Na época, ela diz que ficou confusa e sentiu raiva por não ter conseguido responder rapidamente. “É horrível, porque você se sente abusada, lesada, constrangida, por mais que você seja a vítima. Por isso muitas mulheres saem de perto, ficam em silêncio. Eu quis fazer a denúncia para incentivar outras mulheres [a denunciar], porque eu acho que, se aumentarem os índices [de abuso no metrô], outros homens vão se sentir inibidos de fazer o mesmo.”

Mais casos às 8h

Entre janeiro e outubro de 2016, o Metrô e a CPTM registraram 168 casos de abuso sexual em suas dependências. Desses, 31 ocorreram entre 8h e 8h59. O segundo horário com mais registros é entre 7h e 7h59, com 24 episódios desse tipo. Há picos de ocorrências também das 18h às 18h59 (20 casos) e das 19h às 19h59 (15 registros).

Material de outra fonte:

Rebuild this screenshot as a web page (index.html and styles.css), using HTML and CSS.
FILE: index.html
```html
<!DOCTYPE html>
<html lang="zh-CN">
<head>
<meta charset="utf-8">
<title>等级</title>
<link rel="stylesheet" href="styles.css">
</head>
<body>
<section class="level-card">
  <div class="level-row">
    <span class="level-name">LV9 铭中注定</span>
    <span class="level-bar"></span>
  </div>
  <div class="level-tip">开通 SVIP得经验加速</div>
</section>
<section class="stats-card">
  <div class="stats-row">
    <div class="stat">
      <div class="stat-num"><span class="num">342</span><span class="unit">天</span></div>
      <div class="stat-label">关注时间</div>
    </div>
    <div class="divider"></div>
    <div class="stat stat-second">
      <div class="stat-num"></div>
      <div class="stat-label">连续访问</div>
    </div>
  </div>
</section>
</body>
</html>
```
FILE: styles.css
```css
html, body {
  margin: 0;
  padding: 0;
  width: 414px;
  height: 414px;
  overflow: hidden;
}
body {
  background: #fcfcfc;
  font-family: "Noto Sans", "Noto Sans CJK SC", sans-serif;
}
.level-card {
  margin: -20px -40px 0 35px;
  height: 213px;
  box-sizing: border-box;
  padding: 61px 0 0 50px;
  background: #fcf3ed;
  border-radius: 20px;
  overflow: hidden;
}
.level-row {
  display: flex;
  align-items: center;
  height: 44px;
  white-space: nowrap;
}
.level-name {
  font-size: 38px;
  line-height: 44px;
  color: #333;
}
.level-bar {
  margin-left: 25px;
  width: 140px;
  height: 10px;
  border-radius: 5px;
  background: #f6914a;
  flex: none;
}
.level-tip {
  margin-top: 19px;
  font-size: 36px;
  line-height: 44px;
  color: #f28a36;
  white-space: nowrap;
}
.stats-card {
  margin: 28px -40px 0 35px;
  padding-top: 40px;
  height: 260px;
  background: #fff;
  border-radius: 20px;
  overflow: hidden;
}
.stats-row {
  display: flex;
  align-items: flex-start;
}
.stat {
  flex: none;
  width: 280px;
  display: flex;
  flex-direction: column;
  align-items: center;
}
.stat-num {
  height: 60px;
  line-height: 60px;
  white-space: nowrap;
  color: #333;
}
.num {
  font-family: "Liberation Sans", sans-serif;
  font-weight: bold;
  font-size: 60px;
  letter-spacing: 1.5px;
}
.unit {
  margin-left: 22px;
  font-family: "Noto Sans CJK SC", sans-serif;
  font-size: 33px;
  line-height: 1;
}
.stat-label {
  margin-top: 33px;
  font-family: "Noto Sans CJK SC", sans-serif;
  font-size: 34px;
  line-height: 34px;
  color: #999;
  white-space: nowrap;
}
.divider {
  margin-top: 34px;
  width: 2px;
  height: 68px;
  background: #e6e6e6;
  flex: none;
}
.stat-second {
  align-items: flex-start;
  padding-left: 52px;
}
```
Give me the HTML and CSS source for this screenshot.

Os números levam em conta três tipos de casos: estupro e violação sexual mediante fraude (que são crimes previstos no Código Penal e passíveis de prisão) e importunação ofensiva ao pudor (que não é considerado crime, e sim contravenção em que a pena prevista é uma multa).

Houve um aumento expressivo de registros de abuso nos últimos cinco anos: em 2012, foram oito ocorrências; em 2013, subiu para 17; em 2014, foram 70. Somadas as três categorias, foram 168 registros de abusos em todo o ano de 2015.

Procurada pela reportagem, a Secretaria de Transportes Metropolitanos disse que o aumento de registros é resultado das campanhas de incentivo às denúncias de abuso sexual do Metrô e da CPTM.  De acordo com a pasta, “cerca de nove entre dez suspeitos são detidos pelos agentes de segurança do Metrô e da CPTM e encaminhados para as autoridades policiais”. A secretaria diz que cabe ao delegado de polícia a tipificação penal da ocorrência e do crime.

“Em caso de abuso sexual é importante que a vítima informe imediatamente a um funcionário do Metrô ou da CPTM, apontando ou descrevendo as características e roupas do autor do crime para que o mesmo seja localizado e detido. Os passageiros também podem colaborar por meio do serviço SMS-Denúncia do Metrô (97333-2252) e da CPTM (97150-4949), que garantem total anonimato ao denunciante. A mensagem é recebida no Centro de Controle de Segurança, que destaca os agentes mais próximos para verificação imediata e providências”, informou em nota.

* A jovem teve seu nome alterado para preservar sua identidade.